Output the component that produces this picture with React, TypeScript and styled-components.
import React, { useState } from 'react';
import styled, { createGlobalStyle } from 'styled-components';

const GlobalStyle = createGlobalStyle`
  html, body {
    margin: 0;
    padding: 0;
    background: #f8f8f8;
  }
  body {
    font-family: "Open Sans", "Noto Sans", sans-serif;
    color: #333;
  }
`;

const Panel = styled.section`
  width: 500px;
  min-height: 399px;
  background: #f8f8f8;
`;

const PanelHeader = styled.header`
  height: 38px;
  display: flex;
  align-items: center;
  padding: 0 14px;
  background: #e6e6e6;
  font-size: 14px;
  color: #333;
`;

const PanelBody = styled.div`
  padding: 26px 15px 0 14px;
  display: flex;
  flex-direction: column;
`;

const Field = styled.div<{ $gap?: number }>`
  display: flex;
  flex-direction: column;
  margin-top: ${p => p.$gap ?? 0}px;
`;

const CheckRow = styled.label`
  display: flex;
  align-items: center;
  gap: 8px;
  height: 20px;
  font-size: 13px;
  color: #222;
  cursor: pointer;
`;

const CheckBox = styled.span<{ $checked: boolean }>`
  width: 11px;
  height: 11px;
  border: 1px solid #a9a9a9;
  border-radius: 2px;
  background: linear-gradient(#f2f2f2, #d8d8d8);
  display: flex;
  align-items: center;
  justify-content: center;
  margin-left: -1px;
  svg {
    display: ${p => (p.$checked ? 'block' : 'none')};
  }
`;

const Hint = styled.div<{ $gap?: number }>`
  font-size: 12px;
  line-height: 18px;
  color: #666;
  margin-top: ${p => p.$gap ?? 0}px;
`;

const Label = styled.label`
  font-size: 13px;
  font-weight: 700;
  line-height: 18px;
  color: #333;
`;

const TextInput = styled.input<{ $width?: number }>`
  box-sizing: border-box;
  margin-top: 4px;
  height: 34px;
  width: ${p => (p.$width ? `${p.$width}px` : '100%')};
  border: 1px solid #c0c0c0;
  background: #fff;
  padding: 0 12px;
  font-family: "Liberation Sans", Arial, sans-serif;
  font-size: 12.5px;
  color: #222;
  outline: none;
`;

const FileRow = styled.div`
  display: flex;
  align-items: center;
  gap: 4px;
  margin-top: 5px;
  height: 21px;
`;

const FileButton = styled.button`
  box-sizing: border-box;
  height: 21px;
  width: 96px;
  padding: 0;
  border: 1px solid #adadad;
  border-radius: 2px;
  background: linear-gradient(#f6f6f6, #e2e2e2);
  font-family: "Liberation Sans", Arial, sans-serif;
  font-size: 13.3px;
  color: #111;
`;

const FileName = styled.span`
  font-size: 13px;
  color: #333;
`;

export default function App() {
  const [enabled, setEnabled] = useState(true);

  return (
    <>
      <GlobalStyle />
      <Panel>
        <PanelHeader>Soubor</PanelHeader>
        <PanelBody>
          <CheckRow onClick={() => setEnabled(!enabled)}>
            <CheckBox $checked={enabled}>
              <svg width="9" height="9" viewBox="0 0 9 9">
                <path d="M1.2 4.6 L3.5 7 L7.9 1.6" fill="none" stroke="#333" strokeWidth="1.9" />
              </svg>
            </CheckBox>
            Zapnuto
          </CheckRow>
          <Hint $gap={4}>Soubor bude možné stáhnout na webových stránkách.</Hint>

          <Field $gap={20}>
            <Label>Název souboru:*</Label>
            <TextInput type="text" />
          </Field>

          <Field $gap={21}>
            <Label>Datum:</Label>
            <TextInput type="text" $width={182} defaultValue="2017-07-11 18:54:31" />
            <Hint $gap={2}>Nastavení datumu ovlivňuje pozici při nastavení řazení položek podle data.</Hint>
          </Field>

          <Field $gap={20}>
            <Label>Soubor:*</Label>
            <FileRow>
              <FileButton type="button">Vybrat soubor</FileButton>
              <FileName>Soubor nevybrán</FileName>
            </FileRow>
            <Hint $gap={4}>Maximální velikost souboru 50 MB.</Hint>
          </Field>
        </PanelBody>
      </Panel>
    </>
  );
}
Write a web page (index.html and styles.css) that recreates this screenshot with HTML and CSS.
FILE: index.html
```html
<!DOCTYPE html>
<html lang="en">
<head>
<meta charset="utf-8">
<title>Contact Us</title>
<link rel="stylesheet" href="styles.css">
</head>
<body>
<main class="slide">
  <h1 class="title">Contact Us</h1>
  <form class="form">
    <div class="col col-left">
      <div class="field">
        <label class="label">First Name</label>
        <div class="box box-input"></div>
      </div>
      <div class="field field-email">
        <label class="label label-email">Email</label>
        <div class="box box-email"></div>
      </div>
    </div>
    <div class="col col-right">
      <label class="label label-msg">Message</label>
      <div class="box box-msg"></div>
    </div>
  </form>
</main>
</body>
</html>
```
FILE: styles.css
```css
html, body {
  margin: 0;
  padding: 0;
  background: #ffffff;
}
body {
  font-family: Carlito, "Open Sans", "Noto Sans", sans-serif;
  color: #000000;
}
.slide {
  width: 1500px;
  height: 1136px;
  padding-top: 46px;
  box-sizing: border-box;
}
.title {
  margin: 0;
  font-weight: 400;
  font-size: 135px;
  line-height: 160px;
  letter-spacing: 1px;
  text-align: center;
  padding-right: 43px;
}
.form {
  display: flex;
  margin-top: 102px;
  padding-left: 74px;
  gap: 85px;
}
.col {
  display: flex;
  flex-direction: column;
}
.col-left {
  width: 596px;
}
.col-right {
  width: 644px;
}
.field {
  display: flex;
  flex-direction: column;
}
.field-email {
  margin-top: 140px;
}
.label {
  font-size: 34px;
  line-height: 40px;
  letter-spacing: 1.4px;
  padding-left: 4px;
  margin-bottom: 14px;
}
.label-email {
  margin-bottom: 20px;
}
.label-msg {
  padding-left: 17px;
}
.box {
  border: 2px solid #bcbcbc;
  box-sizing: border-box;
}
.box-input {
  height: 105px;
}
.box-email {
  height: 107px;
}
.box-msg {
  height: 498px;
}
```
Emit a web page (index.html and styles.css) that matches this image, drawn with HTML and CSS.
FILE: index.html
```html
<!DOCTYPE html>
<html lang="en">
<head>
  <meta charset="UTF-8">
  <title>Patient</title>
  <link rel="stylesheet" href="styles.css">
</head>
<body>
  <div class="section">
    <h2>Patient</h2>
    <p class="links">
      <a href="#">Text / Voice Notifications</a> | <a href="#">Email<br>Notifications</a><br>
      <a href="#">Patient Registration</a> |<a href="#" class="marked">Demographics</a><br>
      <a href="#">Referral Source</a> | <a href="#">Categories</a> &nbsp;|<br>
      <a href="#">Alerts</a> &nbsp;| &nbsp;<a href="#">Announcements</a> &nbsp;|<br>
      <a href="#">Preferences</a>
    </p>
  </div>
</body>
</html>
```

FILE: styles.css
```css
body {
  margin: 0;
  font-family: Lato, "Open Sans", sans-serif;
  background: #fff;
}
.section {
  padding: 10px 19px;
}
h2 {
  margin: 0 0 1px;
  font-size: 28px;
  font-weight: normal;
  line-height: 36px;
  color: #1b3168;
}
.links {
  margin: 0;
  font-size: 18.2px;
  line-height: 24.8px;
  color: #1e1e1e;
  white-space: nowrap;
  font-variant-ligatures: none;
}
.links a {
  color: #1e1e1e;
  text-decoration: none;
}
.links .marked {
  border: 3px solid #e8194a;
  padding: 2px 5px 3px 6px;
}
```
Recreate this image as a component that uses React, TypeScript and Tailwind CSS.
━━━━
→ WHAT TO DO:
Repeat the material above in full, exactly as it stands.

→ FINAL ANSWER:
Output the component that produces this picture with React, TypeScript and styled-components.
import React, { useState } from 'react';
import styled, { createGlobalStyle } from 'styled-components';

const GlobalStyle = createGlobalStyle`
  html, body {
    margin: 0;
    padding: 0;
    background: #f8f8f8;
  }
  body {
    font-family: "Open Sans", "Noto Sans", sans-serif;
    color: #333;
  }
`;

const Panel = styled.section`
  width: 500px;
  min-height: 399px;
  background: #f8f8f8;
`;

const PanelHeader = styled.header`
  height: 38px;
  display: flex;
  align-items: center;
  padding: 0 14px;
  background: #e6e6e6;
  font-size: 14px;
  color: #333;
`;

const PanelBody = styled.div`
  padding: 26px 15px 0 14px;
  display: flex;
  flex-direction: column;
`;

const Field = styled.div<{ $gap?: number }>`
  display: flex;
  flex-direction: column;
  margin-top: ${p => p.$gap ?? 0}px;
`;

const CheckRow = styled.label`
  display: flex;
  align-items: center;
  gap: 8px;
  height: 20px;
  font-size: 13px;
  color: #222;
  cursor: pointer;
`;

const CheckBox = styled.span<{ $checked: boolean }>`
  width: 11px;
  height: 11px;
  border: 1px solid #a9a9a9;
  border-radius: 2px;
  background: linear-gradient(#f2f2f2, #d8d8d8);
  display: flex;
  align-items: center;
  justify-content: center;
  margin-left: -1px;
  svg {
    display: ${p => (p.$checked ? 'block' : 'none')};
  }
`;

const Hint = styled.div<{ $gap?: number }>`
  font-size: 12px;
  line-height: 18px;
  color: #666;
  margin-top: ${p => p.$gap ?? 0}px;
`;

const Label = styled.label`
  font-size: 13px;
  font-weight: 700;
  line-height: 18px;
  color: #333;
`;

const TextInput = styled.input<{ $width?: number }>`
  box-sizing: border-box;
  margin-top: 4px;
  height: 34px;
  width: ${p => (p.$width ? `${p.$width}px` : '100%')};
  border: 1px solid #c0c0c0;
  background: #fff;
  padding: 0 12px;
  font-family: "Liberation Sans", Arial, sans-serif;
  font-size: 12.5px;
  color: #222;
  outline: none;
`;

const FileRow = styled.div`
  display: flex;
  align-items: center;
  gap: 4px;
  margin-top: 5px;
  height: 21px;
`;

const FileButton = styled.button`
  box-sizing: border-box;
  height: 21px;
  width: 96px;
  padding: 0;
  border: 1px solid #adadad;
  border-radius: 2px;
  background: linear-gradient(#f6f6f6, #e2e2e2);
  font-family: "Liberation Sans", Arial, sans-serif;
  font-size: 13.3px;
  color: #111;
`;

const FileName = styled.span`
  font-size: 13px;
  color: #333;
`;

export default function App() {
  const [enabled, setEnabled] = useState(true);

  return (
    <>
      <GlobalStyle />
      <Panel>
        <PanelHeader>Soubor</PanelHeader>
        <PanelBody>
          <CheckRow onClick={() => setEnabled(!enabled)}>
            <CheckBox $checked={enabled}>
              <svg width="9" height="9" viewBox="0 0 9 9">
                <path d="M1.2 4.6 L3.5 7 L7.9 1.6" fill="none" stroke="#333" strokeWidth="1.9" />
              </svg>
            </CheckBox>
            Zapnuto
          </CheckRow>
          <Hint $gap={4}>Soubor bude možné stáhnout na webových stránkách.</Hint>

          <Field $gap={20}>
            <Label>Název souboru:*</Label>
            <TextInput type="text" />
          </Field>

          <Field $gap={21}>
            <Label>Datum:</Label>
            <TextInput type="text" $width={182} defaultValue="2017-07-11 18:54:31" />
            <Hint $gap={2}>Nastavení datumu ovlivňuje pozici při nastavení řazení položek podle data.</Hint>
          </Field>

          <Field $gap={20}>
            <Label>Soubor:*</Label>
            <FileRow>
              <FileButton type="button">Vybrat soubor</FileButton>
              <FileName>Soubor nevybrán</FileName>
            </FileRow>
            <Hint $gap={4}>Maximální velikost souboru 50 MB.</Hint>
          </Field>
        </PanelBody>
      </Panel>
    </>
  );
}
Write a web page (index.html and styles.css) that recreates this screenshot with HTML and CSS.
FILE: index.html
```html
<!DOCTYPE html>
<html lang="en">
<head>
<meta charset="utf-8">
<title>Contact Us</title>
<link rel="stylesheet" href="styles.css">
</head>
<body>
<main class="slide">
  <h1 class="title">Contact Us</h1>
  <form class="form">
    <div class="col col-left">
      <div class="field">
        <label class="label">First Name</label>
        <div class="box box-input"></div>
      </div>
      <div class="field field-email">
        <label class="label label-email">Email</label>
        <div class="box box-email"></div>
      </div>
    </div>
    <div class="col col-right">
      <label class="label label-msg">Message</label>
      <div class="box box-msg"></div>
    </div>
  </form>
</main>
</body>
</html>
```
FILE: styles.css
```css
html, body {
  margin: 0;
  padding: 0;
  background: #ffffff;
}
body {
  font-family: Carlito, "Open Sans", "Noto Sans", sans-serif;
  color: #000000;
}
.slide {
  width: 1500px;
  height: 1136px;
  padding-top: 46px;
  box-sizing: border-box;
}
.title {
  margin: 0;
  font-weight: 400;
  font-size: 135px;
  line-height: 160px;
  letter-spacing: 1px;
  text-align: center;
  padding-right: 43px;
}
.form {
  display: flex;
  margin-top: 102px;
  padding-left: 74px;
  gap: 85px;
}
.col {
  display: flex;
  flex-direction: column;
}
.col-left {
  width: 596px;
}
.col-right {
  width: 644px;
}
.field {
  display: flex;
  flex-direction: column;
}
.field-email {
  margin-top: 140px;
}
.label {
  font-size: 34px;
  line-height: 40px;
  letter-spacing: 1.4px;
  padding-left: 4px;
  margin-bottom: 14px;
}
.label-email {
  margin-bottom: 20px;
}
.label-msg {
  padding-left: 17px;
}
.box {
  border: 2px solid #bcbcbc;
  box-sizing: border-box;
}
.box-input {
  height: 105px;
}
.box-email {
  height: 107px;
}
.box-msg {
  height: 498px;
}
```
Emit a web page (index.html and styles.css) that matches this image, drawn with HTML and CSS.
FILE: index.html
```html
<!DOCTYPE html>
<html lang="en">
<head>
  <meta charset="UTF-8">
  <title>Patient</title>
  <link rel="stylesheet" href="styles.css">
</head>
<body>
  <div class="section">
    <h2>Patient</h2>
    <p class="links">
      <a href="#">Text / Voice Notifications</a> | <a href="#">Email<br>Notifications</a><br>
      <a href="#">Patient Registration</a> |<a href="#" class="marked">Demographics</a><br>
      <a href="#">Referral Source</a> | <a href="#">Categories</a> &nbsp;|<br>
      <a href="#">Alerts</a> &nbsp;| &nbsp;<a href="#">Announcements</a> &nbsp;|<br>
      <a href="#">Preferences</a>
    </p>
  </div>
</body>
</html>
```

FILE: styles.css
```css
body {
  margin: 0;
  font-family: Lato, "Open Sans", sans-serif;
  background: #fff;
}
.section {
  padding: 10px 19px;
}
h2 {
  margin: 0 0 1px;
  font-size: 28px;
  font-weight: normal;
  line-height: 36px;
  color: #1b3168;
}
.links {
  margin: 0;
  font-size: 18.2px;
  line-height: 24.8px;
  color: #1e1e1e;
  white-space: nowrap;
  font-variant-ligatures: none;
}
.links a {
  color: #1e1e1e;
  text-decoration: none;
}
.links .marked {
  border: 3px solid #e8194a;
  padding: 2px 5px 3px 6px;
}
```
Recreate this image as a component that uses React, TypeScript and Tailwind CSS.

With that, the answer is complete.